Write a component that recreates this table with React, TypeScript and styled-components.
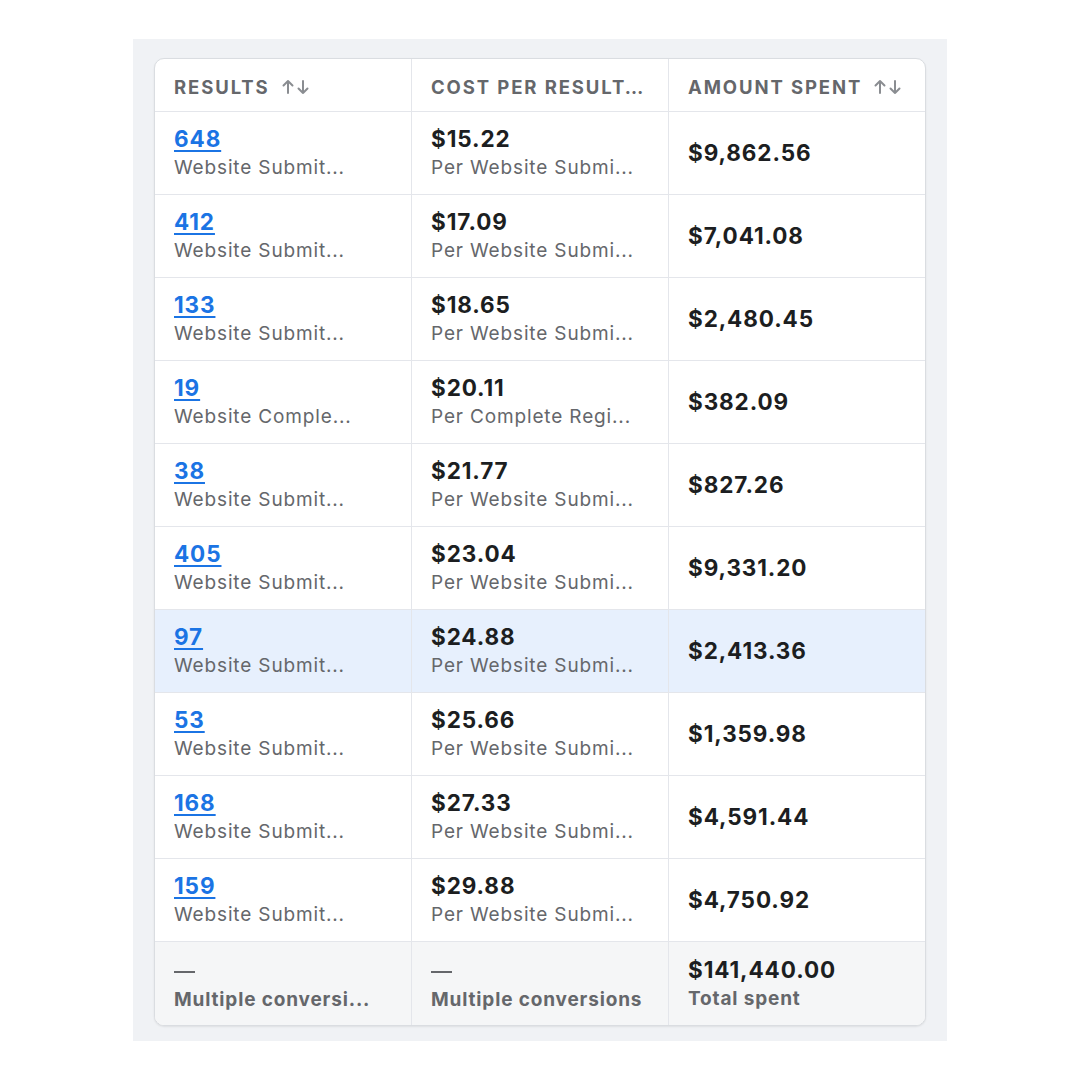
import React from 'react';
import styled, { createGlobalStyle, css } from 'styled-components';

const GlobalStyle = createGlobalStyle`
  html, body {
    margin: 0;
    padding: 0;
    background: #ffffff;
  }
  body {
    font-family: 'Inter', 'Liberation Sans', 'Noto Sans', sans-serif;
    -webkit-font-smoothing: antialiased;
  }
`;

const Page = styled.div`
  width: 1080px;
  height: 1080px;
  display: flex;
  justify-content: center;
  align-items: center;
`;

const Panel = styled.div`
  width: 814px;
  height: 1002px;
  box-sizing: border-box;
  padding: 19px 21px 16px;
  background: #f0f2f5;
`;

const Card = styled.div`
  display: grid;
  grid-template-columns: 257px 257px 1fr;
  background: #ffffff;
  border: 1px solid #dadde1;
  border-radius: 10px;
  overflow: hidden;
  box-shadow: 0 1px 2px rgba(0, 0, 0, 0.08);
`;

const cellBase = css<{ $last?: boolean }>`
  box-sizing: border-box;
  padding: 0 20px 0 19px;
  border-right: ${(p) => (p.$last ? 'none' : '1px solid #e4e6eb')};
  border-bottom: 1px solid #e4e6eb;
  min-width: 0;
`;

const HeadCell = styled.div<{ $last?: boolean }>`
  ${cellBase};
  height: 53px;
  display: flex;
  align-items: center;
  gap: 11px;
  padding-top: 3px;
  font-size: 18.5px;
  font-weight: 700;
  letter-spacing: 1.9px;
  color: #65676b;
  text-transform: uppercase;
  white-space: nowrap;
`;

const HeadLabel = styled.span`
  overflow: hidden;
  text-overflow: ellipsis;
`;

const SortIcon = styled.span`
  display: inline-flex;
  align-items: center;
  color: #8a8d91;
`;

const Cell = styled.div<{ $last?: boolean; $active?: boolean; $foot?: boolean }>`
  ${cellBase};
  height: 83px;
  display: flex;
  flex-direction: column;
  justify-content: center;
  background: ${(p) => (p.$active ? '#e7f0fd' : p.$foot ? '#f5f6f7' : '#ffffff')};
  border-bottom: ${(p) => (p.$foot ? 'none' : '1px solid #e4e6eb')};
`;

const Value = styled.div`
  font-size: 22.5px;
  line-height: 28px;
  font-weight: 700;
  letter-spacing: 0.9px;
  color: #1c1e21;
  white-space: nowrap;
`;

const LinkValue = styled.a`
  font-size: 22.5px;
  line-height: 28px;
  font-weight: 700;
  letter-spacing: 0.9px;
  color: #1b74e4;
  text-decoration: underline;
  text-decoration-thickness: 2px;
  text-underline-offset: 3px;
  align-self: flex-start;
`;

const Sub = styled.div<{ $bold?: boolean }>`
  margin-top: 2px;
  font-size: 19px;
  line-height: 26px;
  font-weight: ${(p) => (p.$bold ? 700 : 400)};
  letter-spacing: 0.85px;
  color: #65676b;
  white-space: nowrap;
  overflow: hidden;
  text-overflow: ellipsis;
`;

const Dash = styled.div`
  width: 21px;
  height: 2px;
  background: #65676b;
  margin: 16px 0 12px;
`;

function Arrows() {
  return (
    <SortIcon>
      <svg width="30" height="18" viewBox="0 0 30 18" fill="none" stroke="currentColor" strokeWidth="2" strokeLinecap="round" strokeLinejoin="round">
        <path d="M7 15V3M2.5 7.5L7 3l4.5 4.5" />
        <path d="M22 3v12M17.5 10.5L22 15l4.5-4.5" />
      </svg>
    </SortIcon>
  );
}

const rows = [
  { n: '648', type: 'Website Submit...', cost: '$15.22', per: 'Per Website Submi...', spent: '$9,862.56' },
  { n: '412', type: 'Website Submit...', cost: '$17.09', per: 'Per Website Submi...', spent: '$7,041.08' },
  { n: '133', type: 'Website Submit...', cost: '$18.65', per: 'Per Website Submi...', spent: '$2,480.45' },
  { n: '19', type: 'Website Comple...', cost: '$20.11', per: 'Per Complete Regi...', spent: '$382.09' },
  { n: '38', type: 'Website Submit...', cost: '$21.77', per: 'Per Website Submi...', spent: '$827.26' },
  { n: '405', type: 'Website Submit...', cost: '$23.04', per: 'Per Website Submi...', spent: '$9,331.20' },
  { n: '97', type: 'Website Submit...', cost: '$24.88', per: 'Per Website Submi...', spent: '$2,413.36', active: true },
  { n: '53', type: 'Website Submit...', cost: '$25.66', per: 'Per Website Submi...', spent: '$1,359.98' },
  { n: '168', type: 'Website Submit...', cost: '$27.33', per: 'Per Website Submi...', spent: '$4,591.44' },
  { n: '159', type: 'Website Submit...', cost: '$29.88', per: 'Per Website Submi...', spent: '$4,750.92' },
];

function App() {
  return (
    <Page>
      <GlobalStyle />
      <Panel>
        <Card>
          <HeadCell>
            <HeadLabel>Results</HeadLabel>
            <Arrows />
          </HeadCell>
          <HeadCell>
            <HeadLabel>Cost per result…</HeadLabel>
          </HeadCell>
          <HeadCell $last>
            <HeadLabel>Amount spent</HeadLabel>
            <Arrows />
          </HeadCell>

          {rows.map((row) => (
            <React.Fragment key={row.n}>
              <Cell $active={row.active}>
                <LinkValue href="#">{row.n}</LinkValue>
                <Sub>{row.type}</Sub>
              </Cell>
              <Cell $active={row.active}>
                <Value>{row.cost}</Value>
                <Sub>{row.per}</Sub>
              </Cell>
              <Cell $active={row.active} $last>
                <Value>{row.spent}</Value>
              </Cell>
            </React.Fragment>
          ))}

          <Cell $foot>
            <Dash />
            <Sub $bold>Multiple conversi...</Sub>
          </Cell>
          <Cell $foot>
            <Dash />
            <Sub $bold>Multiple conversions</Sub>
          </Cell>
          <Cell $foot $last>
            <Value>$141,440.00</Value>
            <Sub $bold>Total spent</Sub>
          </Cell>
        </Card>
      </Panel>
    </Page>
  );
}

export default App;
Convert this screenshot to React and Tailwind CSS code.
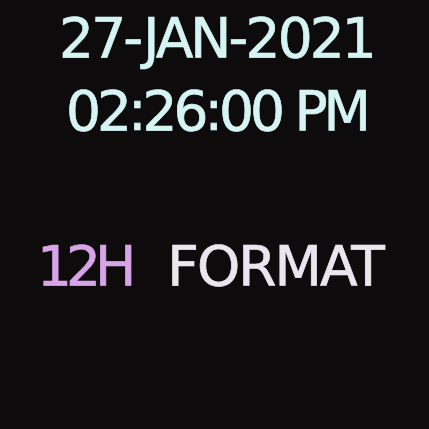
export default function App() {
  return (
    <div className="w-[429px] h-[429px] bg-[#0d0b0c] overflow-hidden flex flex-col [-webkit-text-stroke:0.7px_currentColor]" style={{ fontFamily: '"DejaVu Sans", sans-serif' }}>
      <div className="pt-[2px] pl-[4px] flex flex-col items-center text-[#d6f4f3] text-[55px] leading-[73px]">
        <div className="tracking-[-2.9px]">27-JAN-2021</div>
        <div className="tracking-[-4px]">02:26:00 PM</div>
      </div>
      <div className="mt-[82px] pl-[37px] flex gap-[37px] text-[55px] leading-[73px]">
        <span className="text-[#d8a4e8] tracking-[-6px]">12H</span>
        <span className="text-[#ebe5ef] tracking-[-2px]">FORMAT</span>
      </div>
    </div>
  );
}
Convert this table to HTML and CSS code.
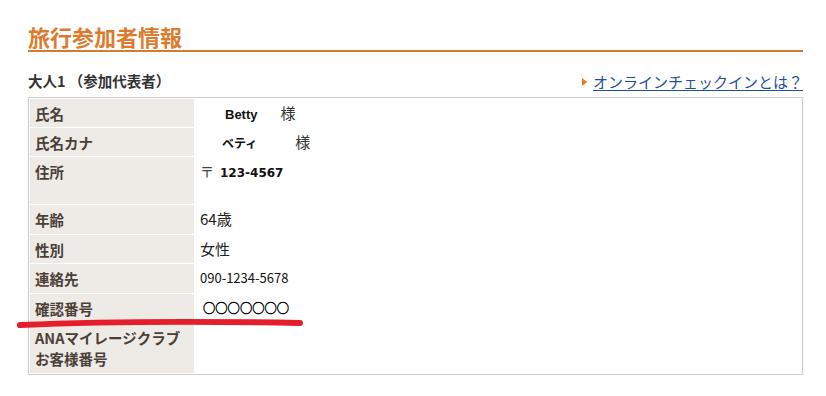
FILE: index.html
```html
<!DOCTYPE html>
<html lang="ja">
<head>
<meta charset="utf-8">
<title>旅行参加者情報</title>
<link rel="stylesheet" href="styles.css">
</head>
<body>
<div class="page">
  <h1 class="title">旅行参加者情報</h1>
  <div class="section-head">
    <h2 class="section-title">大人1 （参加代表者）</h2>
    <a class="help-link" href="#"><span class="arrow"></span><span class="link-text">オンラインチェックインとは？</span></a>
  </div>
  <table class="info">
    <tr class="r28">
      <th>氏名</th>
      <td><span class="name-latin">Betty</span><span class="sama sama-1">様</span></td>
    </tr>
    <tr class="r28">
      <th>氏名カナ</th>
      <td><span class="name-kana">ベティ</span><span class="sama sama-2">様</span></td>
    </tr>
    <tr class="r47">
      <th>住所</th>
      <td><span class="postal-mark">〒</span><span class="postal">123-4567</span></td>
    </tr>
    <tr class="r29">
      <th>年齢</th>
      <td class="v15">64歳</td>
    </tr>
    <tr class="r28">
      <th>性別</th>
      <td class="v15">女性</td>
    </tr>
    <tr class="r29">
      <th>連絡先</th>
      <td class="v13">090-1234-5678</td>
    </tr>
    <tr class="r28">
      <th>確認番号</th>
      <td class="circles">○○○○○○○</td>
    </tr>
    <tr class="r50 last">
      <th class="two-line">ANAマイレージクラブ<br>お客様番号</th>
      <td></td>
    </tr>
  </table>
  <svg class="mark" width="300" height="14" viewBox="0 0 300 14" aria-hidden="true">
    <path d="M4 8 Q120 3 284 6" fill="none" stroke="#e41e2b" stroke-width="6" stroke-linecap="round"/>
  </svg>
</div>
</body>
</html>
```
FILE: styles.css
```css
html, body {
  margin: 0;
  padding: 0;
  background: #ffffff;
}

body {
  font-family: "Noto Sans CJK JP", "Noto Sans", sans-serif;
  color: #333333;
}

.page {
  position: relative;
  width: 775px;
  padding: 22px 0 0 28px;
}

.title {
  margin: 0;
  font-size: 22px;
  line-height: 28px;
  font-weight: 700;
  color: #dc7b2c;
  border-bottom: 2px solid #d9792b;
}

.section-head {
  display: flex;
  justify-content: space-between;
  align-items: center;
  margin-top: 18px;
  height: 22px;
  margin-bottom: 5px;
}

.section-title {
  margin: 0;
  font-size: 14.5px;
  line-height: 22px;
  font-weight: 700;
  color: #333333;
}

.help-link {
  display: flex;
  align-items: center;
  text-decoration: none;
  color: #1d4f9e;
  margin-top: 2px;
}

.arrow {
  width: 0;
  height: 0;
  border-top: 4px solid transparent;
  border-bottom: 4px solid transparent;
  border-left: 5px solid #e8771e;
  margin-right: 6px;
}

.link-text {
  font-size: 15px;
  line-height: 20px;
  text-decoration: underline;
  text-underline-offset: 2px;
}

.info {
  width: 775px;
  border: 1px solid #cccccc;
  border-spacing: 0;
  padding: 1px;
  box-sizing: border-box;
}

.info th,
.info td {
  vertical-align: top;
  border-bottom: 1px solid #ffffff;
  padding: 0;
}

.info .last th,
.info .last td {
  border-bottom: none;
}

.info th {
  width: 164px;
  background: #eeeae6;
  color: #4b3f37;
  font-size: 14.5px;
  font-weight: 700;
  text-align: left;
  line-height: 20px;
  padding: 5px 0 0 5px;
  box-sizing: border-box;
}

.info td {
  padding: 4px 0 0 6px;
  font-size: 15px;
  line-height: 20px;
  color: #222222;
}

.r28 { height: 29px; }
.r29 { height: 30px; }
.r47 { height: 48px; }
.r50 { height: 50px; }

.info th.two-line {
  line-height: 21px;
  padding-top: 4px;
}

.name-latin {
  margin-left: 25px;
  font-family: "Liberation Sans", sans-serif;
  font-size: 13px;
  font-weight: 700;
  color: #111111;
}

.name-kana {
  margin-left: 22px;
  font-size: 12px;
  font-weight: 700;
  color: #111111;
}

.sama {
  font-size: 15px;
  color: #333333;
}

.sama-1 { margin-left: 23px; }
.sama-2 { margin-left: 38px; }

.postal-mark {
  font-size: 14px;
  color: #444444;
}

.postal {
  margin-left: 6px;
  font-family: "DejaVu Sans", sans-serif;
  font-size: 12px;
  font-weight: 700;
  color: #111111;
}

.info td.v13 {
  font-size: 13px;
  color: #111111;
}

.info td.circles {
  padding-left: 9px;
  font-size: 12.3px;
  color: #000000;
  -webkit-text-stroke: 0.4px #000000;
}

.mark {
  position: absolute;
  left: 16px;
  top: 317px;
}
```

--

:: REQUIREMENTS ::
Gather up every line from the listing above in which the word "table" occurs.

:: TASK ANSWER ::
Write a component that recreates this table with React, TypeScript and styled-components.
Convert this table to HTML and CSS code.
  <table class="info">
  </table>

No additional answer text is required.